Undergraduate Topics in Computer Science: Introduction to HPC with MPI for Data Science
- 315 stránek
- 12 hodin čtení
This gentle introduction to High Performance Computing (HPC) for Data Science using the Message Passing Interface (MPI) standard serves as a foundational course for undergraduates on parallel programming within distributed memory models, requiring only basic programming knowledge. The book is divided into two parts. The first part focuses on high performance computing using C++ and MPI, covering essential concepts such as blocking versus non-blocking communications, global communications (e.g., broadcast, scatter), and collaborative computations (reduce). It also discusses Amdahl's and Gustafson's speed-up laws, parallel sorting, and linear algebra on clusters. Various cluster topologies, including ring, torus, and hypercube, are explained, along with global communication procedures. The section concludes with the MapReduce model, ideal for big data processing within the MPI framework.
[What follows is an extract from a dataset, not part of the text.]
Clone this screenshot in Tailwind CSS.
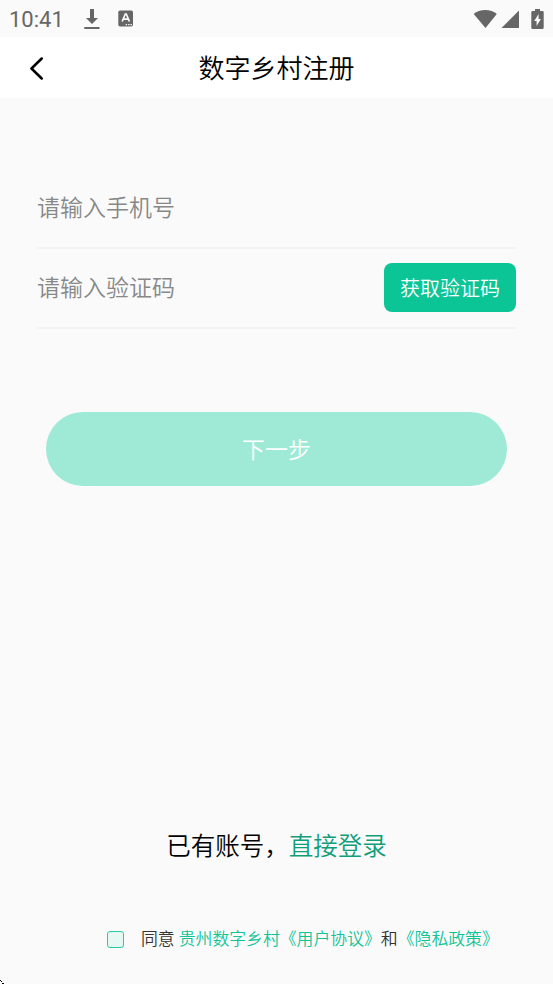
<!DOCTYPE html>
<html lang="zh-CN">
<head>
  <meta charset="UTF-8" />
  <meta name="viewport" content="width=device-width, initial-scale=1.0"/>
  <title>数字乡村注册</title>
  <script src="https://cdn.jsdelivr.net/npm/@tailwindcss/browser@4"></script>
</head>
<body class="relative flex h-[984px] w-[553px] flex-col overflow-hidden bg-[#fafafa] font-['Noto_Sans_CJK_SC',sans-serif] font-[350] text-black">

  <!-- STATUS BAR -->
  <div class="flex h-[37px] shrink-0 items-center bg-[#fafafa] pl-[9px] pr-[9px] text-[#666666]">
    <span class="w-[75px] pt-[2px] font-['Roboto',sans-serif] text-[22px] leading-[22px] font-normal">10:41</span>
    <svg class="h-[22px] w-4" viewBox="0 0 16 22" fill="currentColor">
      <path d="M6 1h4v9h4l-6 6-6-6h4zM0.300 19h15.200v2H0.300z"/>
    </svg>
    <svg class="ml-[18px] h-[17px] w-4" viewBox="0 0 16 17">
      <rect x="0.300" y="0.500" width="14.700" height="16" rx="1.700" fill="#666666"/>
      <path d="M4.200 11.500 7.300 4h1l3.100 7.500M5.600 9.200h4.400" fill="none" stroke="#fafafa" stroke-width="1.700"/>
      <path d="M7.700 14h1.400v1.300H7.700zM10.200 14h1.400v1.300h-1.400zM12.500 14h1.400v1.300h-1.400z" fill="#fafafa"/>
    </svg>
    <svg class="ml-auto h-[18px] w-6" viewBox="0 0 24 18" fill="currentColor">
      <path d="M12.500 18 0.700 4C3.700 1.600 7.700 0 12.300 0s8.500 1.600 11.500 4z"/>
    </svg>
    <svg class="ml-1 h-[18px] w-[18px]" viewBox="0 0 18 18" fill="currentColor">
      <path d="M0.500 18 18 0.500v17.500z"/>
    </svg>
    <svg class="ml-3 h-5 w-[13px]" viewBox="0 0 13 20">
      <path d="M4 0h5v2h2.500Q12.700 2 12.700 3.200v15.300Q12.700 20 11.400 20H1.600Q0.300 20 0.300 18.500V3.200Q0.300 2 1.500 2H4z" fill="#666666"/>
      <path d="M7.600 5v5h2.300L5.600 17v-5H3.200z" fill="#fafafa"/>
    </svg>
  </div>

  <!-- HEADER -->
  <header class="grid h-[61px] shrink-0 grid-cols-[60px_1fr_60px] items-center bg-white">
    <svg class="ml-[29px] h-6 w-4" viewBox="0 0 16 24" fill="none" stroke="#000000" stroke-width="2.500" stroke-linecap="round" stroke-linejoin="round">
      <path d="M12.700 2.500 2.500 12.500l10.200 10"/>
    </svg>
    <h1 class="pb-[2px] text-center text-[26px] leading-[38px]">数字乡村注册</h1>
  </header>

  <main class="flex flex-1 flex-col px-[37px] pt-[70px]">

    <!-- FORM -->
    <div class="flex h-[81px] items-center border-b-2 border-[#f3f3f3] pb-[3px] text-[23px] text-[#888888]">请输入手机号</div>
    <div class="flex h-20 items-center justify-between border-b-2 border-[#f3f3f3] pb-[2px]">
      <span class="pb-px text-[23px] text-[#888888]">请输入验证码</span>
      <button class="h-[49px] w-[132px] rounded-lg bg-[#0bc596] pt-px text-[20px] text-white">获取验证码</button>
    </div>
    <button class="mx-[9px] mt-[83px] h-[74px] rounded-full bg-[#9eead6] pb-[2px] text-[23px] text-white">下一步</button>

    <!-- LOGIN LINK -->
    <p class="mt-[341px] text-center text-[24.500px] leading-9">已有账号，<a class="text-[#109d7a]">直接登录</a></p>

    <!-- AGREEMENT -->
    <div class="mt-[63px] flex items-center pl-[70px] text-[16.850px] leading-6 text-[#333333]">
      <span class="mr-[17px] mt-[2px] h-[17px] w-[17px] rounded-[3px] border border-[#2bcba2] bg-[#e6f8f3]"></span>
      <span>同意</span>
      <a class="ml-1 text-[#10c497]">贵州数字乡村《用户协议》</a>
      <span>和</span>
      <a class="text-[#10c497]">《隐私政策》</a>
    </div>
  </main>

  <!-- corner mark -->
  <svg class="absolute bottom-0 left-0 h-1 w-1" viewBox="0 0 4 4" shape-rendering="crispEdges">
    <path d="M0 0h1v1H0zM1 1h1v1H1zM2 3h2v1H2z"/>
  </svg>
</body>
</html>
The second part shifts to high-performance data analytics, introducing flat and hierarchical clustering algorithms for data exploration, programming these algorithms on clusters, machine learning classification, and an introduction to graph analytics. It wraps up with a brief overview of data core-sets, making big data problems manageable. Each chapter includes exercises for practice, and a final exam helps students assess their understanding of the material.